For tomatoes in the open garden, gardener Helen Chesnut sows the seeds indoors between mid-March and early April, for transplanting in May.

Dear Helen: When should I sow my tomato seeds indoors?


For tomatoes that will be growing in the outdoor open garden, I sow the seeds at some point between mid-March and early April, for transplanting in May once night temperatures no longer dip below 10 C.

I sow the patio tomatoes a little earlier, because they can be moved into their containers and kept temporarily in a sheltered place outdoors before being settled into their summer location.

Germinate the seeds in warmth. Once the seeds have sprouted, bright light short of hot, direct sun, cool temperatures, and watering only modestly all contribute to the development of compact, sturdy transplants.

If your transplant growing conditions are less than ideal, delay the seeding until early April, when natural light is brighter for the developing transplants.

Dear Helen: I have been given a package of perennial lupin seed to grow. I’d appreciate some tips on starting the plants into growth.

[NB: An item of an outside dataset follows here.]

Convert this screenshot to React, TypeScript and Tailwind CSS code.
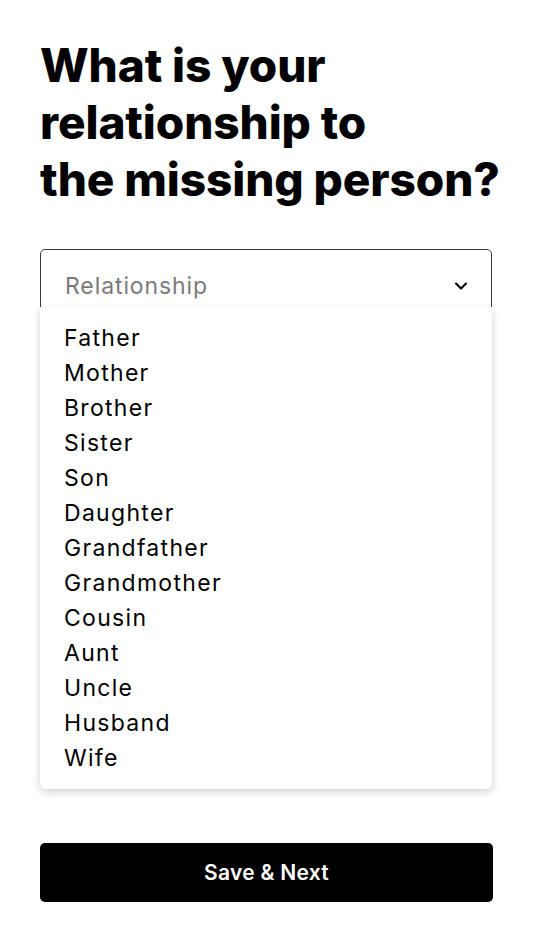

Probably, at this point, the easiest method would be to sow directly outdoors in very early spring, while the weather is still somewhat cold. Soak the seed overnight in lukewarm water first.

An alternative would be to seed indoors now, after soaking the seeds overnight. Because lupins develop long tap roots and can be difficult to transplant successfully, sow into individual peat or plastic pots, two or three seeds in each pot. Cover the seeds to exclude light. Darkness aids germination. Germination commonly takes two to three weeks.

As the seedlings develop and produce true leaves, that is leaves characteristic of the plant compared with the initial, seed leaves, thin to leave one plant in each pot. Plant out into the garden as soon as they reach transplantable size. Transplants left long enough in their pots to develop crowded and restricted roots usually do not produce robust plants or satisfactory flowers.

Dear Helen: When should I prune my plum trees? I have an old, unproductive purple plum and a Japanese plum.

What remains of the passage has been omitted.